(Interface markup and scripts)
▼
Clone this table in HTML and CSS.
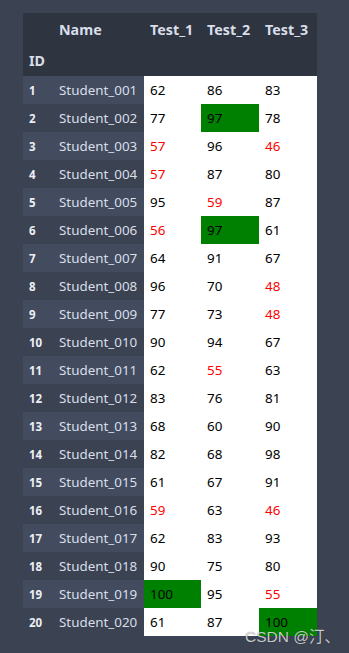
FILE: index.html
```html
<!DOCTYPE html>
<html>
<head>
<meta charset="utf-8">
<link rel="stylesheet" href="styles.css">
</head>
<body>
<div class="wrap">
<table class="grid">
<colgroup>
<col class="c-id"><col class="c-name"><col class="c-t1"><col class="c-t2"><col class="c-t3">
</colgroup>
<thead>
<tr class="h1"><th></th><th>Name</th><th>Test_1</th><th>Test_2</th><th>Test_3</th></tr>
<tr class="h2"><th>ID</th><th></th><th></th><th></th><th></th></tr>
</thead>
<tbody>
<tr><th>1</th><td class="nm">Student_001</td><td>62</td><td>86</td><td>83</td></tr>
<tr><th>2</th><td class="nm">Student_002</td><td>77</td><td class="hi">97</td><td>78</td></tr>
<tr><th>3</th><td class="nm">Student_003</td><td class="lo">57</td><td>96</td><td class="lo">46</td></tr>
<tr><th>4</th><td class="nm">Student_004</td><td class="lo">57</td><td>87</td><td>80</td></tr>
<tr><th>5</th><td class="nm">Student_005</td><td>95</td><td class="lo">59</td><td>87</td></tr>
<tr><th>6</th><td class="nm">Student_006</td><td class="lo">56</td><td class="hi">97</td><td>61</td></tr>
<tr><th>7</th><td class="nm">Student_007</td><td>64</td><td>91</td><td>67</td></tr>
<tr><th>8</th><td class="nm">Student_008</td><td>96</td><td>70</td><td class="lo">48</td></tr>
<tr><th>9</th><td class="nm">Student_009</td><td>77</td><td>73</td><td class="lo">48</td></tr>
<tr><th>10</th><td class="nm">Student_010</td><td>90</td><td>94</td><td>67</td></tr>
<tr><th>11</th><td class="nm">Student_011</td><td>62</td><td class="lo">55</td><td>63</td></tr>
<tr><th>12</th><td class="nm">Student_012</td><td>83</td><td>76</td><td>81</td></tr>
<tr><th>13</th><td class="nm">Student_013</td><td>68</td><td>60</td><td>90</td></tr>
<tr><th>14</th><td class="nm">Student_014</td><td>82</td><td>68</td><td>98</td></tr>
<tr><th>15</th><td class="nm">Student_015</td><td>61</td><td>67</td><td>91</td></tr>
<tr><th>16</th><td class="nm">Student_016</td><td class="lo">59</td><td>63</td><td class="lo">46</td></tr>
<tr><th>17</th><td class="nm">Student_017</td><td>62</td><td>83</td><td>93</td></tr>
<tr><th>18</th><td class="nm">Student_018</td><td>90</td><td>75</td><td>80</td></tr>
<tr><th>19</th><td class="nm">Student_019</td><td class="hi">100</td><td>95</td><td class="lo">55</td></tr>
<tr><th>20</th><td class="nm">Student_020</td><td>61</td><td>87</td><td class="hi">100</td></tr>
</tbody>
</table>
<div class="mark">CSDN @汀、</div>
</div>
</body>
</html>
```
FILE: styles.css
```css
html, body {
  margin: 0;
  padding: 0;
  background: #3b4252;
  width: 349px;
  height: 653px;
  overflow: hidden;
}
.wrap {
  position: relative;
  padding: 13px 0 0 23px;
  height: 640px;
  box-sizing: border-box;
}
.grid {
  border-collapse: collapse;
  table-layout: fixed;
  width: 294px;
  font-family: "Noto Sans", "Open Sans", sans-serif;
  font-size: 13.4px;
}
.c-id { width: 30px; }
.c-name { width: 91px; }
.c-t1 { width: 57px; }
.c-t2 { width: 58px; }
.c-t3 { width: 58px; }
.grid th, .grid td {
  padding: 0 0 0 6px;
  text-align: left;
  white-space: nowrap;
  overflow: hidden;
}
thead th {
  background: #2e3440;
  color: #d8dee9;
  font-weight: bold;
  font-size: 14.3px;
  padding-bottom: 2px;
}
.h1 { height: 32px; }
.h2 { height: 31px; }
tbody tr { height: 28px; }
tbody th {
  font-size: 11.5px;
  font-weight: bold;
  color: #eceff4;
}
tbody td.nm { color: #d8dee9; }
tbody tr:nth-child(odd) th, tbody tr:nth-child(odd) td.nm { background: #434c5e; }
tbody tr:nth-child(even) th, tbody tr:nth-child(even) td.nm { background: #3b4252; }
tbody td { background: #ffffff; color: #000000; }
tbody td.lo { color: #ff0000; }
tbody td.hi { background: #008000; color: #000000; }
.mark {
  position: absolute;
  left: 245px;
  top: 624px;
  font-family: "Liberation Sans", "Noto Sans CJK SC", sans-serif;
  font-size: 15.5px;
  color: rgba(230, 230, 230, 0.85);
  text-shadow: 0 0 1px rgba(0,0,0,0.5);
  white-space: nowrap;
}
```
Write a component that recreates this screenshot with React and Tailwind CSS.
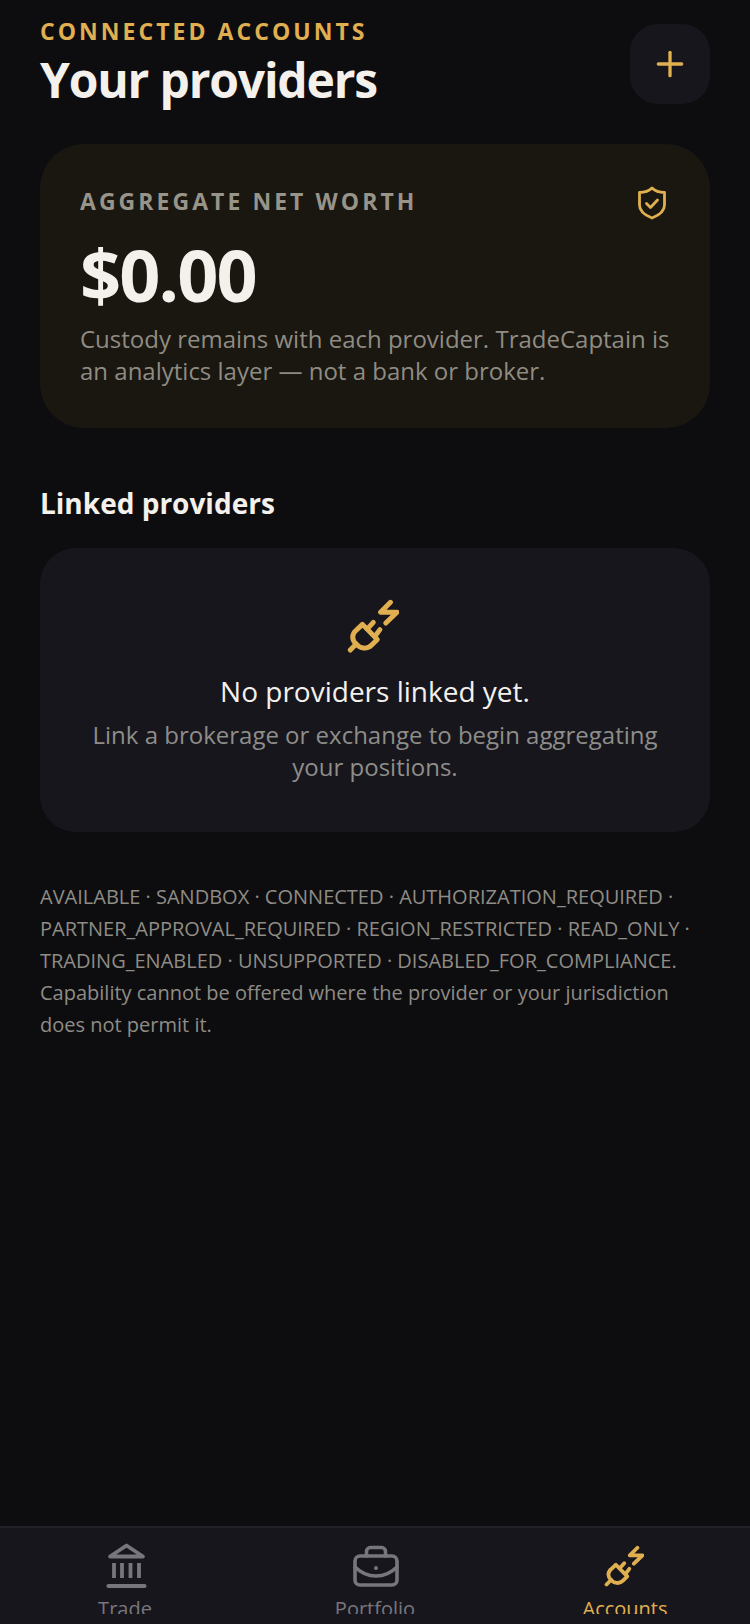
▲
### Task instructions:
In the records above, locate every line with the string "table" and copy it.

### Output:
Clone this table in HTML and CSS.
<table class="grid">
</table>
  table-layout: fixed;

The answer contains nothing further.